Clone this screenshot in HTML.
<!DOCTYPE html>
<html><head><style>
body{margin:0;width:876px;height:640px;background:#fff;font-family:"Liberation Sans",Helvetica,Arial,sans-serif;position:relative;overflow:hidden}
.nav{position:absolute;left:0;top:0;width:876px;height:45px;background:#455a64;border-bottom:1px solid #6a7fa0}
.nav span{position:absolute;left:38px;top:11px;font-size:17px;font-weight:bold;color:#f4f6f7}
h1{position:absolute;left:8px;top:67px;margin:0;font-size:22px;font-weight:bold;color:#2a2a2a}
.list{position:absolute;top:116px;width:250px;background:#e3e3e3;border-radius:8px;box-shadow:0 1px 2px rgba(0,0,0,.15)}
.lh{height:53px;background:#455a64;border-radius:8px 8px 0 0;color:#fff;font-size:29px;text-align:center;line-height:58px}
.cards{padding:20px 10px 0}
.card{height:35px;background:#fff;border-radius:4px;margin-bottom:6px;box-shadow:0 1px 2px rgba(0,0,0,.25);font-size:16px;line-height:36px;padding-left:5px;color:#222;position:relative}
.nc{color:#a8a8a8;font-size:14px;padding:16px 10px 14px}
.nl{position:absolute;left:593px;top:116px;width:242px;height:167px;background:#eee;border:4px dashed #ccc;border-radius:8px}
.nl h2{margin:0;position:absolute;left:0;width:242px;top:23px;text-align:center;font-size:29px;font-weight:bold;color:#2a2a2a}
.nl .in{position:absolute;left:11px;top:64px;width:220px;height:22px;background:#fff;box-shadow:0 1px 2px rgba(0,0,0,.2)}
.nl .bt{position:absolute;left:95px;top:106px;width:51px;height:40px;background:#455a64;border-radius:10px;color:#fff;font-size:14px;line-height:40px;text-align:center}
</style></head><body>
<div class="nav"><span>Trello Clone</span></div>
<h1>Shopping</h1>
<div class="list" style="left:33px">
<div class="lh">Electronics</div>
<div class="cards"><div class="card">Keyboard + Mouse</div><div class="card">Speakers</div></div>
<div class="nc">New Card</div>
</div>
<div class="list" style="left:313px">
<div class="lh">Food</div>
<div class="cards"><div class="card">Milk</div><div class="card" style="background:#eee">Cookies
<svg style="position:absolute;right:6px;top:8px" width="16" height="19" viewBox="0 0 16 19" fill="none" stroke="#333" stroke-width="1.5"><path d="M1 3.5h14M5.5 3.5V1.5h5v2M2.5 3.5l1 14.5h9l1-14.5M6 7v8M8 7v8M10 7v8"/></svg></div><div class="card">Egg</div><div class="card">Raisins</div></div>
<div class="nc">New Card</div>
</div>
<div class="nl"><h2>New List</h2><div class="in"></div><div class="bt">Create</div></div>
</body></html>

==

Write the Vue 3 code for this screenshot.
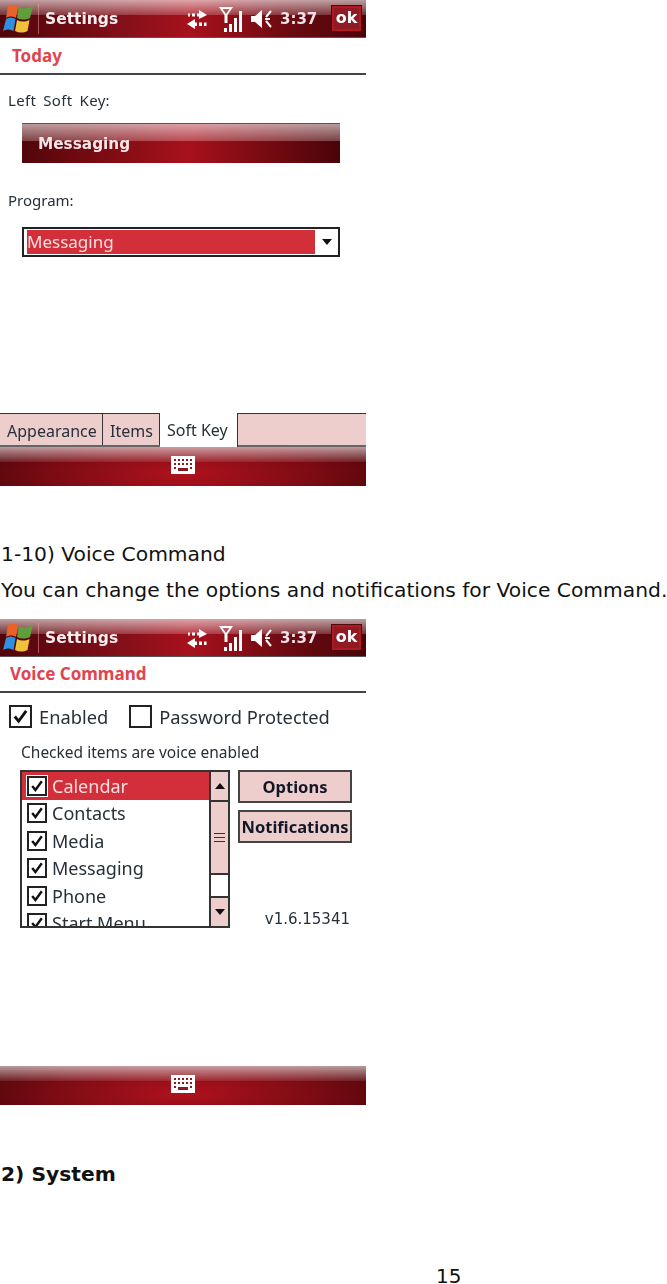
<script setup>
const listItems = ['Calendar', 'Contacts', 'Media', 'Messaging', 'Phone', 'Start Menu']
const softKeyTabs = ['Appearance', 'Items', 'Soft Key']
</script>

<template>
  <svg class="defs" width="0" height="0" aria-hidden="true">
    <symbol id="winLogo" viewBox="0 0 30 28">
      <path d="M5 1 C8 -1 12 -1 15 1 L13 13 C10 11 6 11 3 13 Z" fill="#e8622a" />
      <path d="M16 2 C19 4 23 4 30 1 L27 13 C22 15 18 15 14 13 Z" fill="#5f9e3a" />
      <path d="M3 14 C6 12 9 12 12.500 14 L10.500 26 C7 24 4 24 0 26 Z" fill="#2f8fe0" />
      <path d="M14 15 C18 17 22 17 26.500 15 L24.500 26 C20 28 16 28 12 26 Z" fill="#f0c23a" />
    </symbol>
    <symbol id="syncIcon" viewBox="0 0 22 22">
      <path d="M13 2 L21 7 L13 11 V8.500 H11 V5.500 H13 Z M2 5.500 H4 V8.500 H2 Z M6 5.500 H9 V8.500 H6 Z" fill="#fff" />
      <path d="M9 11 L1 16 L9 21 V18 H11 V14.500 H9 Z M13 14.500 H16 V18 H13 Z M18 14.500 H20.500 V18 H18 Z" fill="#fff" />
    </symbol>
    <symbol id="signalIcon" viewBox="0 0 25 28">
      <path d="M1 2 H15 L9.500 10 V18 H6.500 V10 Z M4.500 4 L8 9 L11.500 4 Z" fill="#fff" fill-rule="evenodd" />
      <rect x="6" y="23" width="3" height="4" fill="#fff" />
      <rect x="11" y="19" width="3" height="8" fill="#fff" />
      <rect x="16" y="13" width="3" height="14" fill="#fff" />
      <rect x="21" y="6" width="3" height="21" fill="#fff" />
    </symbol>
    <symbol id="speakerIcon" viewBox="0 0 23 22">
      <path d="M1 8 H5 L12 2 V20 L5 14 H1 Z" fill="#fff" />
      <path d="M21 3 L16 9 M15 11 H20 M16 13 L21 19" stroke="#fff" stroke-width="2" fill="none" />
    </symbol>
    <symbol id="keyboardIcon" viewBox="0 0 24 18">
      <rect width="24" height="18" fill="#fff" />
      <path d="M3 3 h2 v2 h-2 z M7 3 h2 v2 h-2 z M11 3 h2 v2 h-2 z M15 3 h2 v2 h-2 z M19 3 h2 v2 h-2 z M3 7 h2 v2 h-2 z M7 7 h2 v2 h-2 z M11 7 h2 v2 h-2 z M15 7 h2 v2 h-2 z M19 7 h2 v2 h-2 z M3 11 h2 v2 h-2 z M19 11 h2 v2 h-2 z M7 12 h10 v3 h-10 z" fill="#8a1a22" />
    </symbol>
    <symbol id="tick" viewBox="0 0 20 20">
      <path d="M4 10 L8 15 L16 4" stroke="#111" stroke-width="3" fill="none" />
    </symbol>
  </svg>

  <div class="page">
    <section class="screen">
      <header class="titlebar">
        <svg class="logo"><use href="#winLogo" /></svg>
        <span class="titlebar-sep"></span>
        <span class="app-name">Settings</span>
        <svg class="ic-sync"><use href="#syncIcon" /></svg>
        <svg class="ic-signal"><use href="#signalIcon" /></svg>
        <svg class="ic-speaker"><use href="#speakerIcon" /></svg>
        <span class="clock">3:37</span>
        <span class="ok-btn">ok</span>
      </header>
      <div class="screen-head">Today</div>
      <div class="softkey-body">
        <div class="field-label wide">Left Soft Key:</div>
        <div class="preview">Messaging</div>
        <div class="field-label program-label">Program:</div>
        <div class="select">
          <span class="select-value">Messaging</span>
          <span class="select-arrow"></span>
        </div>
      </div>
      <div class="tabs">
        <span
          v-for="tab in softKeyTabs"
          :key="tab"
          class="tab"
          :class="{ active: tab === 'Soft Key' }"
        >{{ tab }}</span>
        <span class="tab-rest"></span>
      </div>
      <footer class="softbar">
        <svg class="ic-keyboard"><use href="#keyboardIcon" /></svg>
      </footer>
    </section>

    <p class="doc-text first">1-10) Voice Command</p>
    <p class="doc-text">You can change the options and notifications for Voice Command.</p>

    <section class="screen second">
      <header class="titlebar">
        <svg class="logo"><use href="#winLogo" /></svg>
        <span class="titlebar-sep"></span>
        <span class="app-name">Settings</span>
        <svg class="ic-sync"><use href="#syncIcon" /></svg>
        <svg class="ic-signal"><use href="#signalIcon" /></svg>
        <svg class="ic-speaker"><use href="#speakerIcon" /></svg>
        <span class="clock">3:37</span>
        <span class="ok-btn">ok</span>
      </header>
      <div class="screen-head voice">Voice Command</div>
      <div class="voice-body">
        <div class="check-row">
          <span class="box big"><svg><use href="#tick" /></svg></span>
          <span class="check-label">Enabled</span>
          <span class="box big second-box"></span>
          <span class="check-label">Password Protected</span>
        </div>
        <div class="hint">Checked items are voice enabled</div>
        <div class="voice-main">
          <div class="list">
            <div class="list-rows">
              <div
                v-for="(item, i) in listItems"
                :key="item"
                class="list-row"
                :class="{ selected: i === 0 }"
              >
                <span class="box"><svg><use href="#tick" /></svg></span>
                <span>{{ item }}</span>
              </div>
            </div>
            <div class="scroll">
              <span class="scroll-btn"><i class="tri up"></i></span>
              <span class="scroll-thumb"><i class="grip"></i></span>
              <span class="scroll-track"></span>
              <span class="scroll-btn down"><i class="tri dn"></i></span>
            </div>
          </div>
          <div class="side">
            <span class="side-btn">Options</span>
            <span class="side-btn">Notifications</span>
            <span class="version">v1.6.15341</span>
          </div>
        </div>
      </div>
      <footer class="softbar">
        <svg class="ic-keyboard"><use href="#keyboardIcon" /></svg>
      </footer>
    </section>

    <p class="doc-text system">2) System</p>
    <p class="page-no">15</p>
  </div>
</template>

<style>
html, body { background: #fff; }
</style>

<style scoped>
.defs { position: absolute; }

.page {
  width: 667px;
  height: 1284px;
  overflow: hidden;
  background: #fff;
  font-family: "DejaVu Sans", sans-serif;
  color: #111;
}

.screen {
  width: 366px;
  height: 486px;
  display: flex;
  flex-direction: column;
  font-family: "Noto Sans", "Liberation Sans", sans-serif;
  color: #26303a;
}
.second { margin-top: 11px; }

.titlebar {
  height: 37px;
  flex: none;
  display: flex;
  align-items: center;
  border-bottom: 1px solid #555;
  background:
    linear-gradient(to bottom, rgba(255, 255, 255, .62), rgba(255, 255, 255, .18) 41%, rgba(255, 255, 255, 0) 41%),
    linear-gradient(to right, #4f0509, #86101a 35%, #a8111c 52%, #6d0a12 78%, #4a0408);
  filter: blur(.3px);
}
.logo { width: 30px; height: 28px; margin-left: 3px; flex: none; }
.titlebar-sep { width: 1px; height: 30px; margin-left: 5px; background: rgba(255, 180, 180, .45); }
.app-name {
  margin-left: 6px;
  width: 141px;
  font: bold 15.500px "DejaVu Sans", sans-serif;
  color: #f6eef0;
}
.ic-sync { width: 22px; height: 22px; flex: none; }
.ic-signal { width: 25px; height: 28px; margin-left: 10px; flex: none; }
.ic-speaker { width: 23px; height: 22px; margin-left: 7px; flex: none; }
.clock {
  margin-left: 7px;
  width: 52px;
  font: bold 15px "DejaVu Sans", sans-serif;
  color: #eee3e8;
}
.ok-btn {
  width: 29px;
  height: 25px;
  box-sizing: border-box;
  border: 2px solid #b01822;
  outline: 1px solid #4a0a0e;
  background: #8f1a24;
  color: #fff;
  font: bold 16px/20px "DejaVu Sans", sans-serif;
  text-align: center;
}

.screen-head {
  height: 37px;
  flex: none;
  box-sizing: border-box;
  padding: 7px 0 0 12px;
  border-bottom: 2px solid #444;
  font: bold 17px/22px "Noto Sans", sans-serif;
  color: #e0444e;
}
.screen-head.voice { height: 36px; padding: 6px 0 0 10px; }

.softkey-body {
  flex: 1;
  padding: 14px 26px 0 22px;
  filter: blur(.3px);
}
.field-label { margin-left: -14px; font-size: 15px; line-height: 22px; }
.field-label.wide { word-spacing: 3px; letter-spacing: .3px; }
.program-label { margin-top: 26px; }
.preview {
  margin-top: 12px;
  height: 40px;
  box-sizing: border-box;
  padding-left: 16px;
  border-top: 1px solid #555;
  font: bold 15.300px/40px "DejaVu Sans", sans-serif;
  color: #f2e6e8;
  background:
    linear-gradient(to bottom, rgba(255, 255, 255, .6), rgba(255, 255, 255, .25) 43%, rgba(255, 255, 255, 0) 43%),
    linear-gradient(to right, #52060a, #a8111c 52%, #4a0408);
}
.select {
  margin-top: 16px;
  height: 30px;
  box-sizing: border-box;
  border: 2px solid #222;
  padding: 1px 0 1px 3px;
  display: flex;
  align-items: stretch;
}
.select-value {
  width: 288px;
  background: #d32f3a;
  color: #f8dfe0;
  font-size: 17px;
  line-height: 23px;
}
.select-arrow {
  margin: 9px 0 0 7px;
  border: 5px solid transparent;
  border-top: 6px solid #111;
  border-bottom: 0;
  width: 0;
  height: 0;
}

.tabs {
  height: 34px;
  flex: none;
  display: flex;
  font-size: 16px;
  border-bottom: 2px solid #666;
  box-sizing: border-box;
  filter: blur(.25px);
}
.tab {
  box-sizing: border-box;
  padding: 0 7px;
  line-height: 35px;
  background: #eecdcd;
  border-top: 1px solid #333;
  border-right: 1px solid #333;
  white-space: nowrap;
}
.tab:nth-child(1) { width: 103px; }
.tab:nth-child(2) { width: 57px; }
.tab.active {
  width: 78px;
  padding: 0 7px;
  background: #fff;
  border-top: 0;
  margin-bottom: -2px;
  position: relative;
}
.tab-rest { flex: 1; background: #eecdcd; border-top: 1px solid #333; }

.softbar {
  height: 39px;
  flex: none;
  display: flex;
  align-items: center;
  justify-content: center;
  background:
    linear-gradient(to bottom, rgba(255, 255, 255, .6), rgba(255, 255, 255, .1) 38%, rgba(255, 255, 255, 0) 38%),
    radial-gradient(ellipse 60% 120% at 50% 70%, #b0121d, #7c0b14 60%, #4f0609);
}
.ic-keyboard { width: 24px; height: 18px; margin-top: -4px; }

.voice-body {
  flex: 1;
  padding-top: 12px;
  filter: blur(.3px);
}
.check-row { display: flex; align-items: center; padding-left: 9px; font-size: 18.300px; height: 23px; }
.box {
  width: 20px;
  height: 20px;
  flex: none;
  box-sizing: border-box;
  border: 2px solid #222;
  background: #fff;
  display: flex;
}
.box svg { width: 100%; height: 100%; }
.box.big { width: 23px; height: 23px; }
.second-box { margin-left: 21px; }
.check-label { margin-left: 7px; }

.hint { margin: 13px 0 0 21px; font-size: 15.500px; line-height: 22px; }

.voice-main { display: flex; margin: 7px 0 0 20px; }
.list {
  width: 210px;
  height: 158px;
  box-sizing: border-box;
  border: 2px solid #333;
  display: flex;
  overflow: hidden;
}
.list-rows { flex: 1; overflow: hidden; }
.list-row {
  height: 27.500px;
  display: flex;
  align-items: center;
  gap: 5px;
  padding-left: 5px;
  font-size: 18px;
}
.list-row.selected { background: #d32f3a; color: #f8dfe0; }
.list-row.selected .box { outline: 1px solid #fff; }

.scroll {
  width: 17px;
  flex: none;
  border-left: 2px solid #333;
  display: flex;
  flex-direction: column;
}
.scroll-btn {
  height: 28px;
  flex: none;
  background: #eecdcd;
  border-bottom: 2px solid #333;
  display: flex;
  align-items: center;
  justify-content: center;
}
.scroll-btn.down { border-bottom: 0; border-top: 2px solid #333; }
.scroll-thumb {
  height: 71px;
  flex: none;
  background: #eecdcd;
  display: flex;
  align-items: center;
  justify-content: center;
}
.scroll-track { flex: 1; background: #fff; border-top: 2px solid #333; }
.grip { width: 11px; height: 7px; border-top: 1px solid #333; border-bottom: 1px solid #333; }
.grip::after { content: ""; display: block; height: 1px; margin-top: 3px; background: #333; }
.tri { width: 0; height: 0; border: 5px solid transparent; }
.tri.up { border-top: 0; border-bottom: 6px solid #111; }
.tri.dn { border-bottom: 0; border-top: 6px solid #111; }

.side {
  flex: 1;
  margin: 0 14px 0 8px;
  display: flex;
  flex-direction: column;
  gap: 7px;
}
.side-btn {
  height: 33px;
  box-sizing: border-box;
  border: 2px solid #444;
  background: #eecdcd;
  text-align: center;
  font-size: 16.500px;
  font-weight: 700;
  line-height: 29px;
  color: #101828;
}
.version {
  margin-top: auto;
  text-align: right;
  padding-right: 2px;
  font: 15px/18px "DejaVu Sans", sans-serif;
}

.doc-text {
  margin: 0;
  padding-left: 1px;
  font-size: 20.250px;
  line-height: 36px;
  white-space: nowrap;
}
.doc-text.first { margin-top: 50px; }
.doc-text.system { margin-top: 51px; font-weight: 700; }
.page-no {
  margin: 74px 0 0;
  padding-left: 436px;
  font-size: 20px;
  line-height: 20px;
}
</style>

### The problem
Show the lines of the material that contain the word "Clone".

### Reply to the exercise
Clone this screenshot in HTML.
<div class="nav"><span>Trello Clone</span></div>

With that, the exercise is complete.